How does a web scraping API differ from traditional scraping?

Web scraping APIs offer data extraction as a hosted service where you submit a URL to an API endpoint and receive structured data in return. The provider manages all the underlying complexity—proxy management, JavaScript rendering, and anti-bot evasion. Traditional scraping means writing your own code to fetch pages, parse HTML, rotate proxies, and handle bot detection, giving you complete control at the cost of significant infrastructure investment and ongoing upkeep.

The infrastructure challenge

Traditional scraping requires you to build a data extraction stack from the ground up. You write code to send HTTP requests, parse HTML responses with libraries like BeautifulSoup or Cheerio, and pull out specific data points. This works reasonably well for simple static websites, but modern sites create substantial obstacles.

You need to maintain proxy pools to avoid IP blocks, implement retry logic for failed requests, handle CAPTCHA challenges, and run headless browsers for JavaScript-heavy pages. Every website redesign can break your extraction logic, demanding constant monitoring and fixes. Your infrastructure also needs to scale with volume while staying below rate limits to avoid triggering anti-bot protections.

How scraping APIs simplify the process

Web scraping APIs consolidate all of this complexity into a single API call. You send a request with the target URL and your preferred output format, and the provider routes it through their proxy network, runs JavaScript if needed, bypasses anti-bot systems, and delivers clean structured data.

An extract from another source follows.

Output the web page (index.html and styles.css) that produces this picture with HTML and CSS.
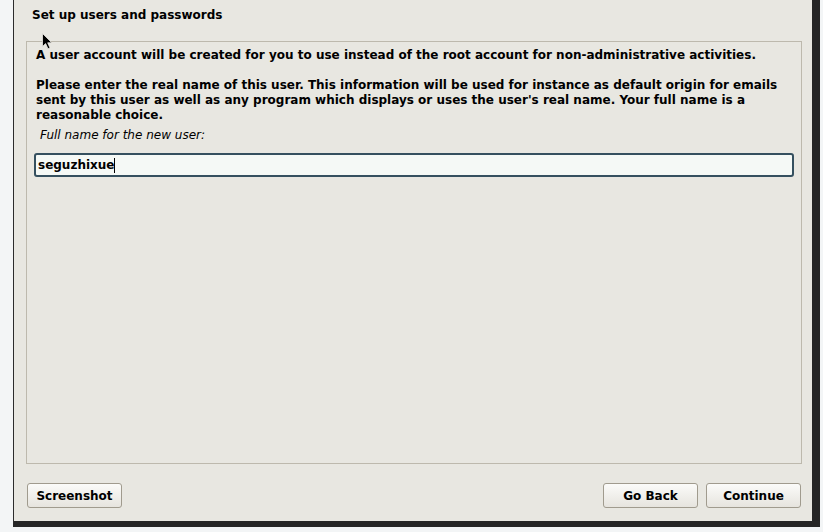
FILE: index.html
```
<!DOCTYPE html>
<html>
<head>
<meta charset="utf-8">
<link rel="stylesheet" href="styles.css">
</head>
<body>
<div class="window">
  <div class="title">Set up users and passwords</div>
  <div class="frame">
    <p class="line">A user account will be created for you to use instead of the root account for non-administrative activities.</p>
    <p class="para">Please enter the real name of this user. This information will be used for instance as default origin for emails sent by this user as well as any program which displays or uses the user's real name. Your full name is a reasonable choice.</p>
    <div class="label">Full name for the new user:</div>
    <div class="input"><span class="value">seguzhixue</span><span class="caret"></span></div>
  </div>
  <div class="buttons">
    <button class="btn">Screenshot</button>
    <div class="spacer"></div>
    <button class="btn">Go Back</button>
    <button class="btn">Continue</button>
  </div>
</div>
<svg class="cursor" width="12" height="17" viewBox="0 0 12 17">
  <path d="M0.5 0.5 L0.5 13.5 L3.6 10.6 L6 15.8 L8 14.9 L5.7 9.8 L9.8 9.8 Z" fill="#000" stroke="#e8e7e1" stroke-width="0.8"/>
</svg>
</body>
</html>
```
FILE: styles.css
```
html, body {
  margin: 0;
  padding: 0;
}
body {
  background: #f3f5f6;
  width: 823px;
  height: 532px;
  overflow: hidden;
  position: relative;
  font-family: "DejaVu Sans", "Liberation Sans", sans-serif;
  color: #000;
}
.window {
  box-sizing: border-box;
  margin-left: 13px;
  width: 807px;
  height: 527px;
  background: #e8e7e1;
  border-left: 1px solid #2c2c2c;
  border-right: 8px solid #262626;
  border-bottom: 6px solid #262626;
  display: flex;
  flex-direction: column;
}
.title {
  font-weight: bold;
  font-size: 12px;
  line-height: 15px;
  padding: 8px 0 0 18px;
  height: 18px;
}
.frame {
  box-sizing: border-box;
  margin: 15px 0 0 12px;
  width: 776px;
  height: 423px;
  border: 1px solid #bdb9ad;
  padding: 6px 9px 0 9px;
}
.line, .para {
  margin: 0;
  font-weight: bold;
  font-size: 12px;
  line-height: 15px;
}
.para {
  margin-top: 15px;
}
.label {
  font-style: italic;
  font-size: 12px;
  line-height: 15px;
  margin-top: 5px;
  padding-left: 4px;
}
.input {
  box-sizing: border-box;
  margin: 10px 0 0 -2px;
  width: 760px;
  height: 24px;
  border: 2px solid #35505f;
  border-radius: 3px;
  background: #f5f9f6;
  padding-left: 2px;
  display: flex;
  align-items: center;
}
.value {
  font-weight: bold;
  font-size: 12px;
}
.caret {
  width: 1px;
  height: 15px;
  background: #000;
}
.buttons {
  display: flex;
  align-items: center;
  gap: 8px;
  padding: 19px 11px 0 13px;
}
.spacer {
  flex: 1;
}
.btn {
  box-sizing: border-box;
  width: 95px;
  height: 25px;
  border: 1px solid #a09b8e;
  border-radius: 3px;
  background: linear-gradient(#fbfbf9, #e6e4de);
  font-family: "DejaVu Sans", "Liberation Sans", sans-serif;
  font-weight: bold;
  font-size: 12px;
  color: #000;
  padding: 0;
}
.cursor {
  position: absolute;
  left: 42px;
  top: 33px;
}
```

The service takes care of browser fingerprinting and IP rotation automatically. When target websites change their structure, the provider updates their extraction logic without requiring any changes to your code. What would otherwise take weeks of infrastructure work becomes minutes of API integration.

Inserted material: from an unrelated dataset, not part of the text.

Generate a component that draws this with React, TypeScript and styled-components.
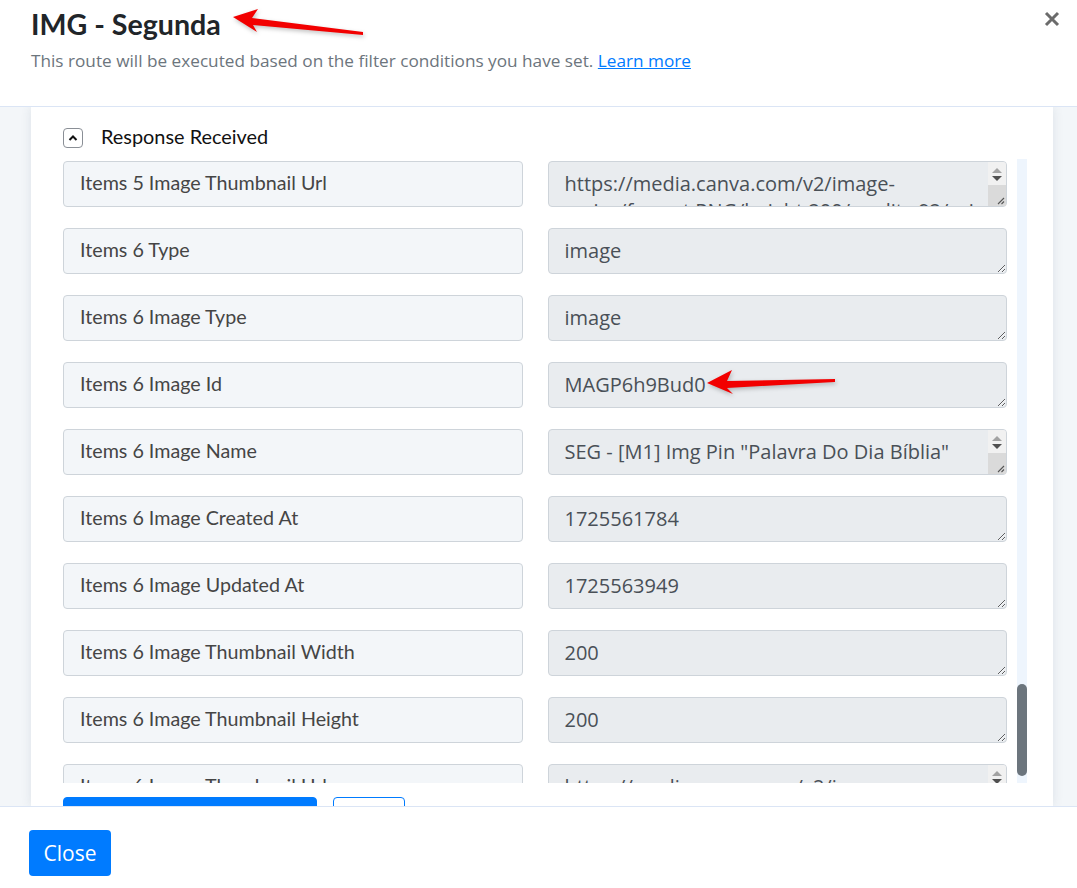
import { useLayoutEffect, useRef, useState } from 'react'
import styled, { createGlobalStyle } from 'styled-components'

const GlobalStyle = createGlobalStyle`
  html, body, #root {
    margin: 0;
    height: 100%;
  }
  body {
    background: #fff;
    font-family: Lato, 'Noto Sans', sans-serif;
    color: #212529;
    overflow: hidden;
  }
  * {
    box-sizing: border-box;
  }
`

const Modal = styled('div')`
  position: relative;
  display: flex;
  flex-direction: column;
  height: 888px;
  background: #fff;
`

const Header = styled('div')`
  position: relative;
  flex: 0 0 107px;
  padding: 7px 31px 0;
  border-bottom: 1px solid #dbe5f5;
`

const Title = styled('h2')`
  margin: 0;
  font-size: 28.6px;
  line-height: 34px;
  font-weight: 700;
  color: #212529;
`

const Subtitle = styled('p')`
  margin: 9px 0 0;
  font-family: 'Open Sans', 'Noto Sans', sans-serif;
  font-size: 17.2px;
  line-height: 22px;
  color: #6c757d;

  a {
    color: #007bff;
    text-decoration: underline;
  }
`

const CloseX = styled('button')`
  position: absolute;
  top: 10px;
  right: 16px;
  width: 18px;
  height: 18px;
  padding: 0;
  border: 0;
  background: none;
  cursor: pointer;
`

const Body = styled('div')`
  flex: 0 0 699px;
  overflow: hidden;
  background: #f3f6f9;
  padding: 0 24px 0 31px;
`

const Card = styled('div')`
  height: 100%;
  background: #fff;
  padding: 21px 26px 0 32px;
  box-shadow: 0 0 10px rgba(60, 80, 110, 0.12);
`

const Toggle = styled('div')`
  display: flex;
  align-items: center;
  gap: 18px;
  height: 20px;
  margin-bottom: 11px;
  font-size: 19.9px;
  color: #111;
`

const ToggleText = styled('span')`
  padding-bottom: 5px;
`

const ChevronBox = styled('span')`
  display: inline-flex;
  align-items: center;
  justify-content: center;
  width: 20px;
  height: 20px;
  border: 1px solid #8a8f96;
  border-radius: 4px;
`

const ListWrap = styled('div')`
  display: flex;
  height: 624px;
`

const Scroller = styled('div')`
  flex: 1;
  overflow-y: scroll;
  scrollbar-width: none;
  padding: 2px 10px 20px 0;
  display: flex;
  flex-direction: column;
  gap: 21px;

  &::-webkit-scrollbar {
    display: none;
  }
`

const Track = styled('div')`
  position: relative;
  flex: 0 0 10px;
  background: #eef5fd;
`

const Thumb = styled('div')`
  position: absolute;
  left: 0;
  right: 0;
  background: #6c757d;
  border-radius: 5px;
`

const Row = styled('div')`
  display: grid;
  grid-template-columns: 1fr 1fr;
  gap: 25px;
  flex: 0 0 46px;
`

const Label = styled('div')`
  height: 46px;
  display: flex;
  align-items: center;
  padding: 0 16px 4px;
  background: #f3f6f9;
  border: 1px solid #ced4da;
  border-radius: 4px;
  font-size: 19.7px;
  color: #454545;
  white-space: nowrap;
  overflow: hidden;
`

const ValueBox = styled('div')`
  position: relative;
  height: 46px;
`

const Value = styled('textarea')<{ $scrolls: boolean }>`
  display: block;
  width: 100%;
  height: 46px;
  margin: 0;
  padding: 8px ${(p) => (p.$scrolls ? 20 : 16)}px 8px 16px;
  background: #e9ecef;
  border: 1px solid #ced4da;
  border-radius: 4px;
  font-family: 'Open Sans', 'Noto Sans', sans-serif;
  font-size: 20px;
  line-height: 27px;
  color: #495057;
  resize: vertical;
  outline: none;
  overflow: hidden;
`

// little native-looking scrollbar drawn over textareas whose text runs past two lines
const ScrollStrip = styled('div')`
  position: absolute;
  top: 1px;
  right: 1px;
  bottom: 1px;
  width: 18px;
  display: flex;
  flex-direction: column;
  align-items: center;
  background: #f1f1f1;
  border-radius: 0 3px 3px 0;
  pointer-events: none;
`

const StripArrow = styled('span')<{ $down?: boolean; $color: string }>`
  width: 0;
  height: 0;
  margin-top: ${(p) => (p.$down ? 3 : 6)}px;
  border-left: 5px solid transparent;
  border-right: 5px solid transparent;
  ${(p) => (p.$down ? `border-top: 5px solid ${p.$color};` : `border-bottom: 5px solid ${p.$color};`)}
`

const StripThumb = styled('div')`
  position: relative;
  flex: 1;
  width: 100%;
  margin-top: 4px;
  background: #dadada;
`

const Grip = styled('svg')`
  position: absolute;
  right: 1px;
  bottom: 1px;
`

const Actions = styled('div')`
  display: flex;
  gap: 16px;
  margin-top: 14px;
`

const PrimaryButton = styled('button')<{ $width: number }>`
  width: ${(p) => p.$width}px;
  height: 40px;
  border: 1px solid #007bff;
  border-radius: 4px;
  background: #007bff;
  color: #fff;
  font-size: 16px;
`

const OutlineButton = styled('button')<{ $width: number }>`
  width: ${(p) => p.$width}px;
  height: 40px;
  border: 1px solid #007bff;
  border-radius: 4px;
  background: #fff;
  color: #007bff;
  font-size: 16px;
`

const Footer = styled('div')`
  flex: 1;
  border-top: 1px solid #dbe5f5;
  padding: 23px 29px;
`

const CloseButton = styled('button')`
  width: 82px;
  height: 46px;
  border: 0;
  border-radius: 4px;
  background: #007bff;
  color: #fff;
  font-family: 'Open Sans', 'Noto Sans', sans-serif;
  font-size: 21px;
  cursor: pointer;
`

const Annotations = styled('svg')`
  position: absolute;
  inset: 0;
  pointer-events: none;
  filter: drop-shadow(1px 2px 2px rgba(0, 0, 0, 0.25));
`

const fields = [
  'Type',
  'Image Type',
  'Image Id',
  'Image Name',
  'Image Created At',
  'Image Updated At',
  'Image Thumbnail Width',
  'Image Thumbnail Height',
  'Image Thumbnail Url',
]

const ids = ['MAGP2fk1Lq8', 'MAGP3sd8Xw2', 'MAGP4nb7Yt5', 'MAGP5jc3Rr9', 'MAGP5xq0Hm4', 'MAGP6h9Bud0']

const thumbUrl = (n: number) =>
  `https://media.canva.com/v2/image-resize/format:PNG/height:200/quality:92/uri:s3%3A%2F%2Fmedia-private.canva.com%2F${ids[n - 1]}%2F1%2Fthumbnail.png/watermark:F/width:200`

const valueFor = (n: number, field: string) => {
  switch (field) {
    case 'Type':
    case 'Image Type':
      return 'image'
    case 'Image Id':
      return ids[n - 1]
    case 'Image Name':
      return n === 6
        ? 'SEG - [M1] Img Pin "Palavra Do Dia Bíblia" para uso'
        : `SEG - [M${n}] Img Pin "Versículo Do Dia" para uso`
    case 'Image Created At':
      return n === 6 ? '1725561784' : String(1725561784 - n * 3611)
    case 'Image Updated At':
      return n === 6 ? '1725563949' : String(1725563949 - n * 2987)
    case 'Image Thumbnail Width':
    case 'Image Thumbnail Height':
      return '200'
    default:
      return thumbUrl(n)
  }
}

const head = [
  { label: 'Status', value: 'success' },
  { label: 'Status Code', value: '200' },
  { label: 'Headers Content Type', value: 'application/json' },
  { label: 'Headers Date', value: 'Thu, 05 Sep 2024 19:12:29 GMT' },
  { label: 'Headers Server', value: 'cloudflare' },
  { label: 'Headers Content Length', value: '4821' },
  { label: 'Headers Connection', value: 'keep-alive' },
  { label: 'Headers Cache Control', value: 'no-store' },
  { label: 'Continuation', value: 'eyJpZCI6Ik1BR1A2aDlCdWQwIn0' },
]

const rows = [
  ...head,
  ...[1, 2, 3, 4, 5, 6].flatMap((n) =>
    fields.map((f) => ({ label: `Items ${n} ${f}`, value: valueFor(n, f) })),
  ),
]

const scrolls = (label: string) => /Thumbnail Url|Image Name|Headers Date/.test(label)

// first row shown when the panel opens: "Items 5 Image Thumbnail Url"
const FIRST_VISIBLE = head.length + 4 * fields.length + 8
const ROW_PITCH = 67

const Arrow = ({ points }: { points: string }) => <polygon points={points} fill="#f20000" />

const App = () => {
  const listRef = useRef<HTMLDivElement>(null)
  const [thumb, setThumb] = useState({ top: 0, height: 0 })

  useLayoutEffect(() => {
    const el = listRef.current
    if (!el) return
    el.scrollTop = FIRST_VISIBLE * ROW_PITCH
    const view = el.clientHeight
    const height = Math.max(30, (view * view) / el.scrollHeight)
    const top = (el.scrollTop / (el.scrollHeight - view)) * (view - height)
    setThumb({ top, height })
  }, [])

  return (
    <Modal>
      <GlobalStyle />
      <Header>
        <Title>IMG - Segunda</Title>
        <Subtitle>
          This route will be executed based on the filter conditions you have set. <a href="#">Learn more</a>
        </Subtitle>
        <CloseX aria-label="Close">
          <svg width="18" height="18" viewBox="0 0 18 18">
            <path d="M3 3 L15 15 M15 3 L3 15" stroke="#6b6b6b" strokeWidth="3" strokeLinecap="butt" />
          </svg>
        </CloseX>
      </Header>

      <Body>
        <Card>
          <Toggle>
            <ChevronBox>
              <svg width="12" height="12" viewBox="0 0 12 12">
                <path d="M2.5 8 L6 4.5 L9.5 8" fill="none" stroke="#111" strokeWidth="2" />
              </svg>
            </ChevronBox>
            <ToggleText>Response Received</ToggleText>
          </Toggle>
          <ListWrap>
            <Scroller ref={listRef}>
              {rows.map((r) => (
                <Row key={r.label}>
                  <Label>{r.label}</Label>
                  <ValueBox>
                    <Value readOnly value={r.value} $scrolls={scrolls(r.label)} />
                    {scrolls(r.label) && (
                      <ScrollStrip>
                        <StripArrow $color="#a3a3a3" />
                        <StripArrow $down $color="#505050" />
                        <StripThumb>
                          <Grip width="9" height="9" viewBox="0 0 9 9">
                            <path d="M8 2 L2 8 M8 5.5 L5.5 8" stroke="#555" strokeWidth="1.1" />
                          </Grip>
                        </StripThumb>
                      </ScrollStrip>
                    )}
                  </ValueBox>
                </Row>
              ))}
            </Scroller>
            <Track>
              <Thumb style={{ top: thumb.top, height: thumb.height }} />
            </Track>
          </ListWrap>
          <Actions>
            <PrimaryButton $width={254}>Test & Save</PrimaryButton>
            <OutlineButton $width={72}>Save</OutlineButton>
          </Actions>
        </Card>
      </Body>

      <Footer>
        <CloseButton>Close</CloseButton>
      </Footer>

      <Annotations width="1077" height="888" viewBox="0 0 1077 888">
        <Arrow points="233,17 258,9 252,18 363,32 363,35 253,25 257,32" />
        <Arrow points="707,383 732,370 727,381 835,379 835,382 727,388 733,394" />
      </Annotations>
    </Modal>
  )
}

export default App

Cost structures comparison

Traditional scraping demands a substantial upfront investment in development time and ongoing infrastructure costs—servers, proxy services, browser automation tools, and engineering hours to build and maintain extraction logic. These costs stay relatively fixed regardless of data volume, which makes traditional scraping more economical at very high volumes where per-request API costs would exceed infrastructure expenses.

Scraping APIs use usage-based pricing where you pay per request or per unit of data. This removes upfront development costs and converts fixed infrastructure spending into variable operating costs. The model suits projects with unpredictable volume or teams that need fast deployment without infrastructure setup.

When to choose each approach

Choose traditional scraping when you need highly specialized extraction logic that a generic API can't accommodate, when you're operating at volumes where per-request API costs surpass infrastructure expenses, or when working on internal or restricted networks that external API services can't reach. Custom scrapers also make sense when you need full control over timing, rate limits, and data handling for compliance or security reasons.

Choose a scraping API when dealing with complex web infrastructure, when you need to scale quickly without infrastructure investment, when targeting JavaScript-heavy sites that require browser automation, or when maintenance overhead outweighs usage costs. APIs are especially strong at providing reliable data extraction without requiring deep expertise in web scraping internals.

Maintenance and reliability

Traditional scrapers need continuous maintenance as websites update their designs and anti-bot measures. You monitor for failures, debug parsing errors, update selectors when HTML changes, and adapt to new blocking techniques. This maintenance burden grows with every additional target site and every increase in how frequently those sites change.

Scraping APIs shift this maintenance responsibility to the provider. They monitor target sites, update extraction logic, and handle infrastructure challenges automatically. Providers manage large proxy pools and keep browser configurations optimized. This reliability comes at the cost of dependency on a third-party service and less direct control over how extraction happens.

Key Takeaways

Web scraping APIs provide managed data extraction where the service handles infrastructure, proxies, browsers, and anti-bot systems through simple API calls. Traditional scraping gives you full control over the extraction process but requires significant development and maintenance investment. The right choice depends on project scale, technical expertise, budget, and how much you value customization versus convenience. Many organizations use both—APIs for standard scraping tasks and custom scrapers for specialized requirements.